Guest Editor: Francis O. Adeola, Ph.D.

Social Sciences is an international, open access journal with rapid peer-review, publishing scholarly articles from a wide range of disciplines, including anthropology, criminology, economics, education, geography, history, law, linguistics, political science, psychology, social policy, social work, sociology and so on. Social Sciences is published monthly online by MDPI. See https://www.mdpi.com/journal/socsci

Disasters and catastrophes are not new to societies. They have occurred in societies since ancient times with historic tales of their tolls on human life and the economy. However, in the first two decades of the 21st century, mega disasters and catastrophes triggered by natural hazards, technological accidents, socio-political hazards, other human activities, biological hazards, and a blend of these hazards, have increased in higher frequency and magnitude causing unprecedent number of casualties in terms of deaths, injuries, and economic losses across the globe. In the latest Global Assessment Report on Disaster Risk Reduction, the United Nations emphasized that at no point in human history have we been confronted with such an array of both known and unknown risks, often interacting in a hyperconnected, rapidly changing globalized world. We are faced with new risks with intricate linkages such as the pandemic COVID-19. Prior projections or predictions about climate change have come to pass even much sooner than anticipated. Among the major disaster events of the 21st century are high intensity hurricanes/tropical cyclones, massive flooding, tornadoes, earthquakes, tsunamis, droughts, fires, dam failures, industrial technological disasters, aviation disasters, and terrorism. 

They are calling for papers whose theoretical, methodological, and substantive approaches address specific aspects of catastrophe or disaster of the 21st century within a country or in comparative cross-country setting.
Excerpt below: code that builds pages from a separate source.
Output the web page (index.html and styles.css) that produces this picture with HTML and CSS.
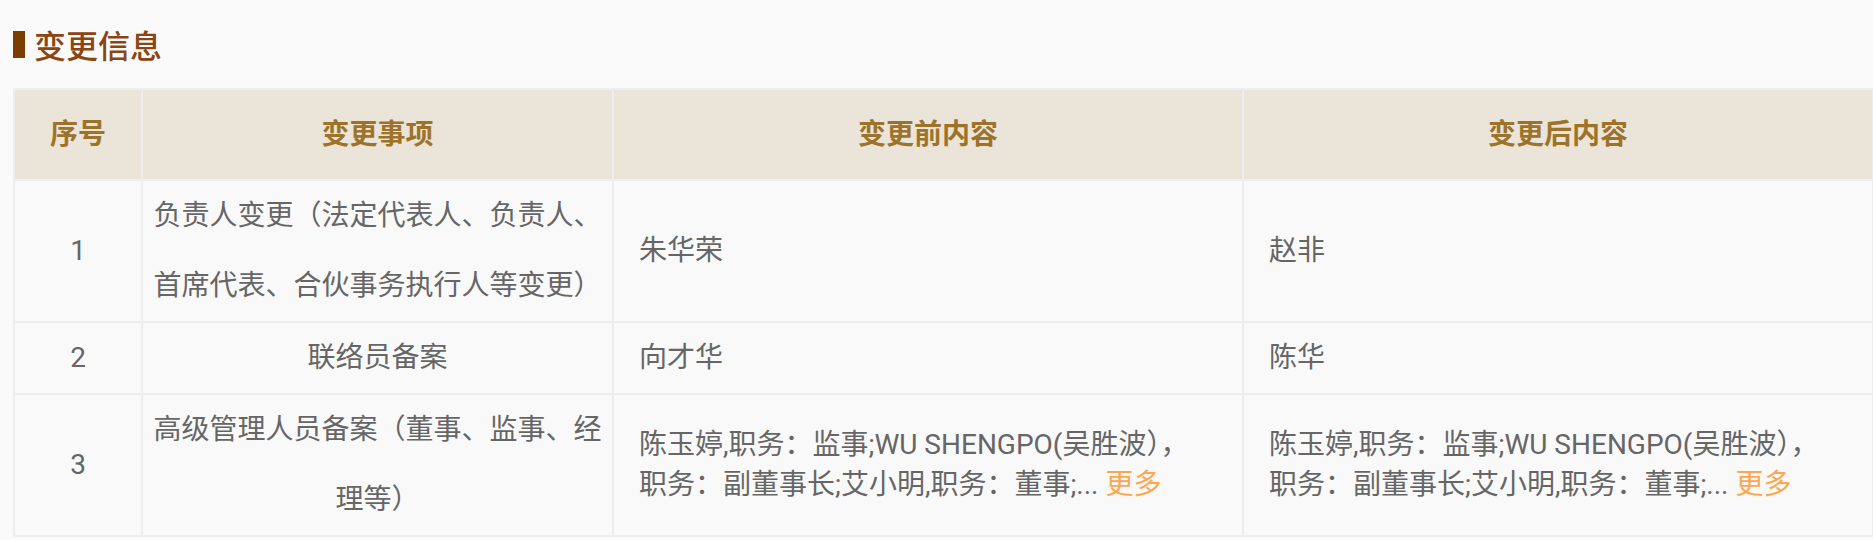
FILE: index.html
```html
<!DOCTYPE html>
<html lang="zh-CN">
<head>
<meta charset="utf-8">
<title>变更信息</title>
<link rel="stylesheet" href="styles.css">
</head>
<body>
<div class="page">
  <h2 class="title"><span class="bar"></span><span class="title-text">变更信息</span></h2>
  <table class="changes">
    <thead>
      <tr>
        <th class="c-no">序号</th>
        <th class="c-item">变更事项</th>
        <th class="c-before">变更前内容</th>
        <th class="c-after">变更后内容</th>
      </tr>
    </thead>
    <tbody>
      <tr>
        <td class="center">1</td>
        <td class="center">负责人变更（法定代表人、负责人、首席代表、合伙事务执行人等变更）</td>
        <td class="content">朱华荣</td>
        <td class="content">赵非</td>
      </tr>
      <tr>
        <td class="center">2</td>
        <td class="center">联络员备案</td>
        <td class="content">向才华</td>
        <td class="content">陈华</td>
      </tr>
      <tr>
        <td class="center">3</td>
        <td class="center">高级管理人员备案（董事、监事、经理等）</td>
        <td class="content"><div class="detail">陈玉婷,职务：监事;WU SHENGPO(吴胜波），职务：副董事长;艾小明,职务：董事;... <a class="more" href="#">更多</a></div></td>
        <td class="content"><div class="detail">陈玉婷,职务：监事;WU SHENGPO(吴胜波），职务：副董事长;艾小明,职务：董事;... <a class="more" href="#">更多</a></div></td>
      </tr>
    </tbody>
  </table>
</div>
</body>
</html>
```
FILE: styles.css
```css
html, body {
  margin: 0;
  padding: 0;
  background: #fafafa;
  overflow: hidden;
}

.page {
  padding-left: 13px;
  font-family: "Roboto", "Noto Sans CJK SC", sans-serif;
}

.title {
  display: flex;
  align-items: center;
  gap: 9px;
  margin: 0 0 28px 0;
  padding-top: 28px;
  font-family: "Noto Sans CJK SC", sans-serif;
  font-size: 32px;
  line-height: 32px;
  font-weight: 500;
  color: #8b4513;
}

.bar {
  display: block;
  width: 12px;
  height: 27px;
  background: #7c3d00;
}

.changes {
  width: 1861px;
  table-layout: fixed;
  border-collapse: separate;
  border-spacing: 0;
  border-left: 2px solid #eeeeee;
  border-top: 2px solid #eeeeee;
  font-size: 28px;
  color: #666666;
}

.changes th,
.changes td {
  box-sizing: border-box;
  border-right: 2px solid #eeeeee;
  border-bottom: 2px solid #eeeeee;
  padding: 0;
  vertical-align: middle;
}

.changes th {
  height: 91px;
  line-height: 89px;
  background: #ebe4d9;
  color: #9d7329;
  font-weight: bold;
  text-align: center;
}

.c-no { width: 128px; }
.c-item { width: 471px; }
.c-before { width: 630px; }
.c-after { width: 630px; }

.changes td {
  background: #f9f9f9;
  line-height: 70px;
}

.changes td.center {
  text-align: center;
  padding: 0 10px;
}

.changes td.content {
  text-align: left;
  padding: 0 30px 0 25px;
}

.detail {
  line-height: 40px;
}

.more {
  color: #ffa64d;
  text-decoration: none;
}
```
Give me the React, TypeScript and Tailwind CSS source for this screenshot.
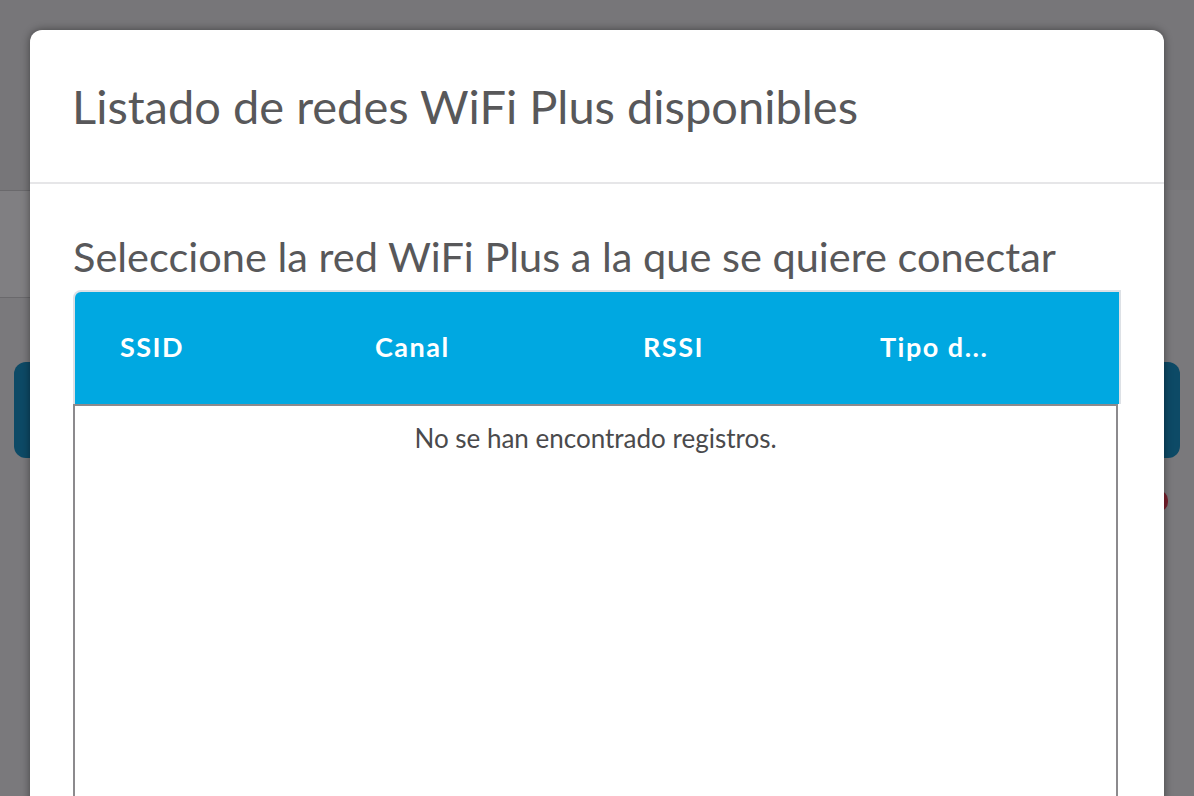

Potential contributions to this special issue might include, but not limited to: 

Recommended/Suggested Topics 

  • Trends in the frequency, magnitude, scale, geographical spread of weather-related disaster events in the 21st century; 
  • Trends in the social and geophysical vulnerability to natural and anthropogenic disasters in the past two decades; 
  • The impacts of Natural-Technological (NATECH) or Hybrid disasters in the 21st century; 
  • Climate change-induced disasters and their effects in terms of casualties, deaths, economic and other related impacts over the past two decades; 
  • The role of social capital in disaster mitigation, coping, adaptation and recovery; 
  • The cultural, economic, social, and psychological effects of a disaster; 
  • Disaster risk communication and community’s inclination to mitigation and evacuation; 
  • Novel theories of disaster behavior including coping, adaptation, and resiliency for different types of disasters.  
  • Race, class, and gender differences in disaster encounter, losses, coping and recovery in the 21st century; 
  • Environmental injustice and social injustice as incubators of natural and unnatural disasters.  
  • The public health effects of disasters; or disaster epidemiology; 
  • Assessing the cultural, economic, demographic, and socio-psychological effects of COVID-19 pandemic; 
  • Disaster management in the 21st century.